In the media face-off contest of who can shout the loudest, there are two guidelines necessary to survive the diatribe.
First, don’t just focus on the tallest tree – take in the whole forest before you decide which branch is yours.
Second, separate out principle (how it’s intended to work) from practice (how it really works). Let’s start with the basics. In 2015, the agricultural sector contributed 2.5% of GDP, in 2014 it employed some 670 000 persons and in 2016, 2.33 million households engaged in agriculture.
South Africa is the 25th largest country (by landmass) in the world.
Our 1.22 million km² (roughly 122 million rugby fields) houses some 55 million people so, in principle, two and bit rugby fields for every South African. But in practice not all land is equal. While 80% is used for agricultural purposes, only 11% is arable.
So when Malema starts handing out the land parcels, who gets the Karoo semidesert bits and who gets the Sundays River Valley orchards? He’s a little short on that detail. A further practical inconvenience is that few want to live in the gramadoelas – 64% of our people are urbanites (cities interestingly only account for 1.5% of our land usage).
It could also be why 90% of land restitution beneficiaries take the cash and why up to 90% of land resettlement projects have failed.
Does the city guy, buying his food from Checkers and living in a second floor apartment, have any real interest in land?
Research from the SA Institute of Race Relations seems to bear this out. In a 2015 survey, only 2.2% of respondents thought more land reform was the best way to improve people’s lives, and 78% cited more jobs and better education.
Could it be that for the majority of (city-bound) South Africans, land is not as big an issue as politicians portray it to be, that our relationship to land has changed since 1657?
Which brings us back to those nine free burghers.
By 1994 they had grown to an estimated 58 000, VAT-registered commercial farming units, but by 2007 this number had dwindled to 40 000 units.
Just how many are white-owned is difficult to say, as “units” includes individuals, companies, trusts and foreign-owned enterprises.
We do know that 80% of South Africa’s landmass is in private hands and it’s common cause that the bulk of this remains white-owned.
How much exactly remains speculative, as the data doesn’t answer this question.
What many land commentators often miss, when focused on the race-land debate, is that land use is dynamic and shifting.
When Van Riebeeck arrived on our shores, land wasn’t “owned” per se.
Large areas were controlled by pastoralist tribes, kept viable by migration or nomadic movement and defended by force.
The free burghers changed that by fencing off sections, claiming title and growing crops commercially.
A further shift came in 1894 when Cecil Rhodes started racially parcelling off land through the Glen Grey Act’s policy of “one man, one plot”, ultimately culminating in the 1913/1936 Natives Land Act which entrenched racially-based ownership (93% of South Africa, at the time, being allocated to whites).
It meant the end of migratory pastoralism and the arrival of subsistence farming.
The significant current decline in commercial farming units would suggest another shift is taking place.
As happened in manufacturing, when South Africa re-entered the world markets post ‘94, our farming methodology has had to change to remain globally competitive: larger units, more mechanisation, more contract growing, fewer staff.
There’s one more big sticky practical problem facing the “give back the land” brigade, namely in 1913 the black population numbered just more than four million persons and whites 1.2 million.
Last year those numbers looked very different.
There are now 45 million blacks and 4.5 million whites.
How then do you practically return what originally belonged to four million, to a group 10 times that number?
So if agriculture is such a small contributor to GDP, if food security trumps each person having a piece of land, if the majority of the population don’t really care, if food production systems are changing and if the practicalities of restoring what was lost are practically insurmountable, why can politicians plough this field with such success?
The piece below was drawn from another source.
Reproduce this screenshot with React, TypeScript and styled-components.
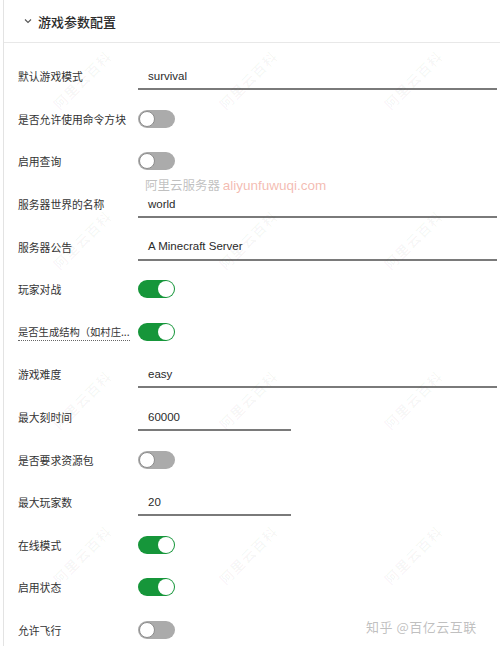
import styled, { createGlobalStyle } from "styled-components";

const GlobalStyle = createGlobalStyle`
  html, body {
    margin: 0;
    padding: 0;
    background: #ffffff;
  }
  body {
    font-family: "Liberation Sans", "Noto Sans CJK SC", sans-serif;
    color: #333333;
  }
`;

const Page = styled.div`
  position: relative;
  width: 500px;
  height: 646px;
  overflow: hidden;
  background: #ffffff;
`;

const Panel = styled.div`
  margin-left: 3px;
  height: 100%;
  border-left: 1px solid #e3e3e3;
`;

const Header = styled.div`
  display: flex;
  align-items: center;
  gap: 5px;
  height: 42px;
  padding-left: 19px;
  border-bottom: 1px solid #e8e8e8;
  font-family: "Noto Sans CJK SC", sans-serif;
  font-size: 13px;
  font-weight: 500;
  color: #2b2b2b;
`;

const Chevron = styled.svg`
  width: 10px;
  height: 10px;
  color: #555555;
`;

const Body = styled.div`
  padding-top: 12px;
`;

const Row = styled.div`
  display: flex;
  align-items: center;
  height: 42.6px;
  padding-left: 14px;
`;

const Label = styled.div<{ $hint?: boolean }>`
  width: 120px;
  flex-shrink: 0;
  font-family: "Noto Sans CJK SC", sans-serif;
  font-size: 10.8px;
  color: #333333;
  white-space: nowrap;
  box-sizing: border-box;
  padding-right: 4px;
  & span {
    display: inline-block;
    font-size: 10.3px;
    border-bottom: ${(p) => (p.$hint ? "1px dotted #666666" : "none")};
    padding-bottom: 1px;
  }
`;

const Field = styled.div<{ $short?: boolean }>`
  display: flex;
  align-items: center;
  box-sizing: border-box;
  width: ${(p) => (p.$short ? "153px" : "359px")};
  height: 27px;
  margin-top: 1px;
  padding-left: 10px;
  border-bottom: 2px solid #7a7a7a;
  font-family: "Liberation Sans", "Noto Sans CJK SC", sans-serif;
  font-size: 11.5px;
  color: #2a2a2a;
`;

const Track = styled.div<{ $on?: boolean }>`
  position: relative;
  width: 37px;
  height: 18px;
  border-radius: 9px;
  background: ${(p) => (p.$on ? "#16963a" : "#ababab")};
`;

const Knob = styled.div<{ $on?: boolean }>`
  position: absolute;
  top: 1px;
  left: ${(p) => (p.$on ? "20px" : "1px")};
  width: 16px;
  height: 16px;
  box-sizing: border-box;
  border-radius: 50%;
  background: #ffffff;
  border: ${(p) => (p.$on ? "none" : "1px solid #8c8c8c")};
`;

const Marks = styled.div`
  position: absolute;
  inset: 0;
  pointer-events: none;
`;

const Diagonal = styled.div`
  position: absolute;
  font-family: "Noto Sans CJK SC", sans-serif;
  font-size: 14px;
  font-weight: 700;
  letter-spacing: 1px;
  color: rgba(0, 0, 0, 0.035);
  transform: translate(-50%, -50%) rotate(-45deg);
  white-space: nowrap;
`;

const SiteMark = styled.div`
  position: absolute;
  left: 145px;
  top: 175px;
  font-family: "Noto Sans CJK SC", sans-serif;
  font-size: 12.5px;
  color: rgba(130, 130, 130, 0.5);
  white-space: nowrap;
  & b {
    font-family: "Liberation Sans", sans-serif;
    font-weight: 400;
    font-size: 13.5px;
    color: rgba(232, 120, 100, 0.5);
  }
`;

const ZhihuMark = styled.div`
  position: absolute;
  left: 366px;
  top: 617px;
  font-family: "Noto Sans CJK SC", sans-serif;
  font-size: 13px;
  color: rgba(150, 150, 150, 0.6);
  letter-spacing: 0.5px;
  white-space: nowrap;
`;

type Item =
  | { label: string; kind: "text"; value: string; short?: boolean; hint?: boolean }
  | { label: string; kind: "switch"; on: boolean; hint?: boolean };

const items: Item[] = [
  { label: "默认游戏模式", kind: "text", value: "survival" },
  { label: "是否允许使用命令方块", kind: "switch", on: false },
  { label: "启用查询", kind: "switch", on: false },
  { label: "服务器世界的名称", kind: "text", value: "world" },
  { label: "服务器公告", kind: "text", value: "A Minecraft Server" },
  { label: "玩家对战", kind: "switch", on: true },
  { label: "是否生成结构（如村庄...", kind: "switch", on: true, hint: true },
  { label: "游戏难度", kind: "text", value: "easy" },
  { label: "最大刻时间", kind: "text", value: "60000", short: true },
  { label: "是否要求资源包", kind: "switch", on: false },
  { label: "最大玩家数", kind: "text", value: "20", short: true },
  { label: "在线模式", kind: "switch", on: true },
  { label: "启用状态", kind: "switch", on: true },
  { label: "允许飞行", kind: "switch", on: false },
];

const markRows = [80, 240, 400, 555];
const markCols = [82, 248, 413];

const App = () => {
  return (
    <Page>
      <GlobalStyle />
      <Panel>
        <Header>
          <Chevron viewBox="0 0 10 10" fill="none">
            <path d="M2 3.5 L5 6.5 L8 3.5" stroke="currentColor" strokeWidth="1.1" />
          </Chevron>
          游戏参数配置
        </Header>
        <Body>
          {items.map((it) => (
            <Row key={it.label}>
              <Label $hint={it.hint}>
                {it.hint ? <span>{it.label}</span> : it.label}
              </Label>
              {it.kind === "text" ? (
                <Field $short={it.short}>{it.value}</Field>
              ) : (
                <Track $on={it.on}>
                  <Knob $on={it.on} />
                </Track>
              )}
            </Row>
          ))}
        </Body>
      </Panel>
      <Marks>
        {markRows.map((y) =>
          markCols.map((x) => (
            <Diagonal key={`${x}-${y}`} style={{ left: x, top: y }}>
              阿里云百科
            </Diagonal>
          ))
        )}
        <SiteMark>
          阿里云服务器 <b>aliyunfuwuqi.com</b>
        </SiteMark>
        <ZhihuMark>知乎 @百亿云互联</ZhihuMark>
      </Marks>
    </Page>
  );
};

export default App;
Why’s Hofmeyr so incensed about the idea of land being “stolen” and why is Zuma trying to out-Malema Malema on the issue?
My answer? Because land is symbolic and deeply ingrained in our cultural and family psyches.
Because land ownership signified, for the Afrikaner, freedom from the VOC/British oppressor and his elevation out of poverty.
Because fencing off the land signified, for the black African, the start of his oppression and poverty, and the fact that his oppressor’s descendants still own it means he remains entrapped by fences he never built.
So, a question with (at least) two seemingly irreconcilable answers that leaves us with two choices: continue the vitriol or find a way to hear each other?
Could it be that for the majority of (city-bound) South Africans, land is not as big an issue as politicians portray it to be?